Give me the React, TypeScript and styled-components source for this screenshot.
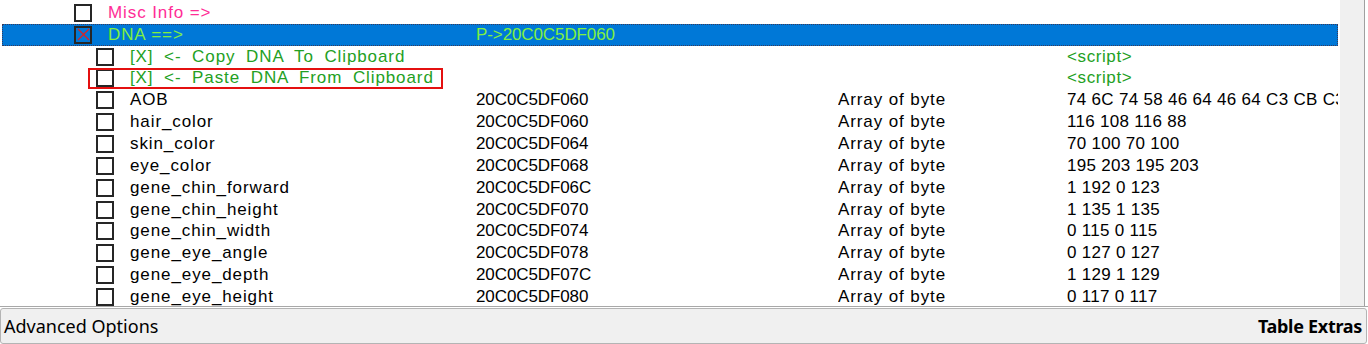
import styled, { createGlobalStyle } from "styled-components";

const Global = createGlobalStyle`
  html, body {
    margin: 0;
    padding: 0;
    background: #fff;
  }
`;

type Entry = {
  level: number;
  name: string;
  address?: string;
  type?: string;
  value?: string;
  color?: string;
  kind?: "group" | "script" | "plain";
  selected?: boolean;
  checked?: boolean;
  marked?: boolean;
};

const rows: Entry[] = [
  { level: 0, name: "Misc Info =>", color: "#ff2d96", kind: "group" },
  { level: 0, name: "DNA ==>", address: "P->20C0C5DF060", color: "#80f040", kind: "group", selected: true, checked: true },
  { level: 1, name: "[X] <- Copy DNA To Clipboard", value: "<script>", color: "#23a023", kind: "script" },
  { level: 1, name: "[X] <- Paste DNA From Clipboard", value: "<script>", color: "#23a023", kind: "script", marked: true },
  { level: 1, name: "AOB", address: "20C0C5DF060", type: "Array of byte", value: "74 6C 74 58 46 64 46 64 C3 CB C3 CB" },
  { level: 1, name: "hair_color", address: "20C0C5DF060", type: "Array of byte", value: "116 108 116 88" },
  { level: 1, name: "skin_color", address: "20C0C5DF064", type: "Array of byte", value: "70 100 70 100" },
  { level: 1, name: "eye_color", address: "20C0C5DF068", type: "Array of byte", value: "195 203 195 203" },
  { level: 1, name: "gene_chin_forward", address: "20C0C5DF06C", type: "Array of byte", value: "1 192 0 123" },
  { level: 1, name: "gene_chin_height", address: "20C0C5DF070", type: "Array of byte", value: "1 135 1 135" },
  { level: 1, name: "gene_chin_width", address: "20C0C5DF074", type: "Array of byte", value: "0 115 0 115" },
  { level: 1, name: "gene_eye_angle", address: "20C0C5DF078", type: "Array of byte", value: "0 127 0 127" },
  { level: 1, name: "gene_eye_depth", address: "20C0C5DF07C", type: "Array of byte", value: "1 129 1 129" },
  { level: 1, name: "gene_eye_height", address: "20C0C5DF080", type: "Array of byte", value: "0 117 0 117" },
];

export default function App() {
  return (
    <Window>
      <Global />
      <ListBox>
        <Tree>
          {rows.map((r, i) => (
            <Row key={i} $selected={!!r.selected}>
              <NameCell $level={r.level}>
                <Check>
                  {r.checked && (
                    <svg width="13" height="13" viewBox="0 0 13 13">
                      <path d="M1 1 L12 12 M12 1 L1 12" stroke="#e02020" strokeWidth="1.2" />
                    </svg>
                  )}
                </Check>
                <Label $color={r.color} $script={r.kind === "script"}>{r.name}</Label>
                {r.marked && <RedBox />}
              </NameCell>
              <Num $color={r.selected ? r.color : undefined}>{r.address}</Num>
              <Cell>{r.type}</Cell>
              <Value $color={r.kind === "script" ? r.color : undefined} $script={r.kind === "script"}>
                {r.value}
              </Value>
            </Row>
          ))}
        </Tree>
        <Gutter />
      </ListBox>
      <BottomBar>
        <BarText>Advanced Options</BarText>
        <BarText $bold>Table Extras</BarText>
      </BottomBar>
    </Window>
  );
}

const Window = styled.div`
  width: 1368px;
  height: 344px;
  display: flex;
  flex-direction: column;
  overflow: hidden;
  font-family: "Liberation Sans", Arial, sans-serif;
  font-size: 17px;
`;

const ListBox = styled.div`
  height: 307px;
  display: flex;
  border-bottom: 1px solid #a8a8a8;
  box-sizing: border-box;
`;

const Tree = styled.div`
  width: 1340px;
  padding: 2px 0 0 2px;
  box-sizing: border-box;
  overflow: hidden;
`;

const Gutter = styled.div`
  width: 24px;
  background: #f0f0f0;
  border-right: 1px solid #a0a0a0;
`;

const Row = styled.div<{ $selected: boolean }>`
  height: 21.85px;
  width: 1336px;
  display: grid;
  grid-template-columns: 474px 362px 229px 1fr;
  align-items: center;
  box-sizing: border-box;
  white-space: nowrap;
  overflow: hidden;
  background: ${({ $selected }) => ($selected ? "#0078d7" : "transparent")};
  outline: ${({ $selected }) => ($selected ? "1px dotted #3a3a5a" : "none")};
  outline-offset: -1px;
  color: #000;
`;

const NameCell = styled.div<{ $level: number }>`
  position: relative;
  display: flex;
  align-items: center;
  height: 100%;
  padding-left: ${({ $level }) => 72 + $level * 22}px;
`;

const Check = styled.div`
  width: 18px;
  height: 18px;
  border: 2px solid #262626;
  box-sizing: border-box;
  background: transparent;
  display: flex;
  align-items: center;
  justify-content: center;
  margin-right: 16px;
  flex-shrink: 0;
`;

const Label = styled.span<{ $color?: string; $script?: boolean }>`
  color: ${({ $color }) => $color || "#000"};
  letter-spacing: 0.9px;
  word-spacing: ${({ $script }) => ($script ? "5px" : "0")};
`;

const RedBox = styled.div`
  position: absolute;
  left: 86px;
  top: 0;
  width: 355px;
  height: 21px;
  border: 2px solid #e41010;
  box-sizing: border-box;
`;

const Cell = styled.span`
  letter-spacing: 0.9px;
  overflow: hidden;
`;

const Num = styled.span<{ $color?: string }>`
  color: ${({ $color }) => $color || "#000"};
  letter-spacing: -0.1px;
`;

const Value = styled.span<{ $color?: string; $script?: boolean }>`
  color: ${({ $color }) => $color || "#000"};
  letter-spacing: ${({ $script }) => ($script ? "0.6px" : "0.3px")};
  overflow: hidden;
`;

const BottomBar = styled.div`
  flex: 1;
  display: flex;
  justify-content: space-between;
  align-items: center;
  background: #f0f0f0;
  border: 1px solid #b4b4b4;
  border-radius: 3px;
  margin: 1px 1px 0 0;
  padding: 0 4px 0 3px;
`;

const BarText = styled.span<{ $bold?: boolean }>`
  font-family: "Noto Sans", "Open Sans", sans-serif;
  font-size: 18px;
  font-weight: ${({ $bold }) => ($bold ? 700 : 400)};
  color: #000;
  letter-spacing: ${({ $bold }) => ($bold ? "-0.3px" : "0")};
`;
◆ ◆ ◆
◆ PROBLEM ◆
Every line of the data above should be quoted exactly. Omit the pictures.

◆ REPLY TO THE EXERCISE ◆
Give me the React, TypeScript and styled-components source for this screenshot.
import styled, { createGlobalStyle } from "styled-components";

const Global = createGlobalStyle`
  html, body {
    margin: 0;
    padding: 0;
    background: #fff;
  }
`;

type Entry = {
  level: number;
  name: string;
  address?: string;
  type?: string;
  value?: string;
  color?: string;
  kind?: "group" | "script" | "plain";
  selected?: boolean;
  checked?: boolean;
  marked?: boolean;
};

const rows: Entry[] = [
  { level: 0, name: "Misc Info =>", color: "#ff2d96", kind: "group" },
  { level: 0, name: "DNA ==>", address: "P->20C0C5DF060", color: "#80f040", kind: "group", selected: true, checked: true },
  { level: 1, name: "[X] <- Copy DNA To Clipboard", value: "<script>", color: "#23a023", kind: "script" },
  { level: 1, name: "[X] <- Paste DNA From Clipboard", value: "<script>", color: "#23a023", kind: "script", marked: true },
  { level: 1, name: "AOB", address: "20C0C5DF060", type: "Array of byte", value: "74 6C 74 58 46 64 46 64 C3 CB C3 CB" },
  { level: 1, name: "hair_color", address: "20C0C5DF060", type: "Array of byte", value: "116 108 116 88" },
  { level: 1, name: "skin_color", address: "20C0C5DF064", type: "Array of byte", value: "70 100 70 100" },
  { level: 1, name: "eye_color", address: "20C0C5DF068", type: "Array of byte", value: "195 203 195 203" },
  { level: 1, name: "gene_chin_forward", address: "20C0C5DF06C", type: "Array of byte", value: "1 192 0 123" },
  { level: 1, name: "gene_chin_height", address: "20C0C5DF070", type: "Array of byte", value: "1 135 1 135" },
  { level: 1, name: "gene_chin_width", address: "20C0C5DF074", type: "Array of byte", value: "0 115 0 115" },
  { level: 1, name: "gene_eye_angle", address: "20C0C5DF078", type: "Array of byte", value: "0 127 0 127" },
  { level: 1, name: "gene_eye_depth", address: "20C0C5DF07C", type: "Array of byte", value: "1 129 1 129" },
  { level: 1, name: "gene_eye_height", address: "20C0C5DF080", type: "Array of byte", value: "0 117 0 117" },
];

export default function App() {
  return (
    <Window>
      <Global />
      <ListBox>
        <Tree>
          {rows.map((r, i) => (
            <Row key={i} $selected={!!r.selected}>
              <NameCell $level={r.level}>
                <Check>
                  {r.checked && (
                    <svg width="13" height="13" viewBox="0 0 13 13">
                      <path d="M1 1 L12 12 M12 1 L1 12" stroke="#e02020" strokeWidth="1.2" />
                    </svg>
                  )}
                </Check>
                <Label $color={r.color} $script={r.kind === "script"}>{r.name}</Label>
                {r.marked && <RedBox />}
              </NameCell>
              <Num $color={r.selected ? r.color : undefined}>{r.address}</Num>
              <Cell>{r.type}</Cell>
              <Value $color={r.kind === "script" ? r.color : undefined} $script={r.kind === "script"}>
                {r.value}
              </Value>
            </Row>
          ))}
        </Tree>
        <Gutter />
      </ListBox>
      <BottomBar>
        <BarText>Advanced Options</BarText>
        <BarText $bold>Table Extras</BarText>
      </BottomBar>
    </Window>
  );
}

const Window = styled.div`
  width: 1368px;
  height: 344px;
  display: flex;
  flex-direction: column;
  overflow: hidden;
  font-family: "Liberation Sans", Arial, sans-serif;
  font-size: 17px;
`;

const ListBox = styled.div`
  height: 307px;
  display: flex;
  border-bottom: 1px solid #a8a8a8;
  box-sizing: border-box;
`;

const Tree = styled.div`
  width: 1340px;
  padding: 2px 0 0 2px;
  box-sizing: border-box;
  overflow: hidden;
`;

const Gutter = styled.div`
  width: 24px;
  background: #f0f0f0;
  border-right: 1px solid #a0a0a0;
`;

const Row = styled.div<{ $selected: boolean }>`
  height: 21.85px;
  width: 1336px;
  display: grid;
  grid-template-columns: 474px 362px 229px 1fr;
  align-items: center;
  box-sizing: border-box;
  white-space: nowrap;
  overflow: hidden;
  background: ${({ $selected }) => ($selected ? "#0078d7" : "transparent")};
  outline: ${({ $selected }) => ($selected ? "1px dotted #3a3a5a" : "none")};
  outline-offset: -1px;
  color: #000;
`;

const NameCell = styled.div<{ $level: number }>`
  position: relative;
  display: flex;
  align-items: center;
  height: 100%;
  padding-left: ${({ $level }) => 72 + $level * 22}px;
`;

const Check = styled.div`
  width: 18px;
  height: 18px;
  border: 2px solid #262626;
  box-sizing: border-box;
  background: transparent;
  display: flex;
  align-items: center;
  justify-content: center;
  margin-right: 16px;
  flex-shrink: 0;
`;

const Label = styled.span<{ $color?: string; $script?: boolean }>`
  color: ${({ $color }) => $color || "#000"};
  letter-spacing: 0.9px;
  word-spacing: ${({ $script }) => ($script ? "5px" : "0")};
`;

const RedBox = styled.div`
  position: absolute;
  left: 86px;
  top: 0;
  width: 355px;
  height: 21px;
  border: 2px solid #e41010;
  box-sizing: border-box;
`;

const Cell = styled.span`
  letter-spacing: 0.9px;
  overflow: hidden;
`;

const Num = styled.span<{ $color?: string }>`
  color: ${({ $color }) => $color || "#000"};
  letter-spacing: -0.1px;
`;

const Value = styled.span<{ $color?: string; $script?: boolean }>`
  color: ${({ $color }) => $color || "#000"};
  letter-spacing: ${({ $script }) => ($script ? "0.6px" : "0.3px")};
  overflow: hidden;
`;

const BottomBar = styled.div`
  flex: 1;
  display: flex;
  justify-content: space-between;
  align-items: center;
  background: #f0f0f0;
  border: 1px solid #b4b4b4;
  border-radius: 3px;
  margin: 1px 1px 0 0;
  padding: 0 4px 0 3px;
`;

const BarText = styled.span<{ $bold?: boolean }>`
  font-family: "Noto Sans", "Open Sans", sans-serif;
  font-size: 18px;
  font-weight: ${({ $bold }) => ($bold ? 700 : 400)};
  color: #000;
  letter-spacing: ${({ $bold }) => ($bold ? "-0.3px" : "0")};
`;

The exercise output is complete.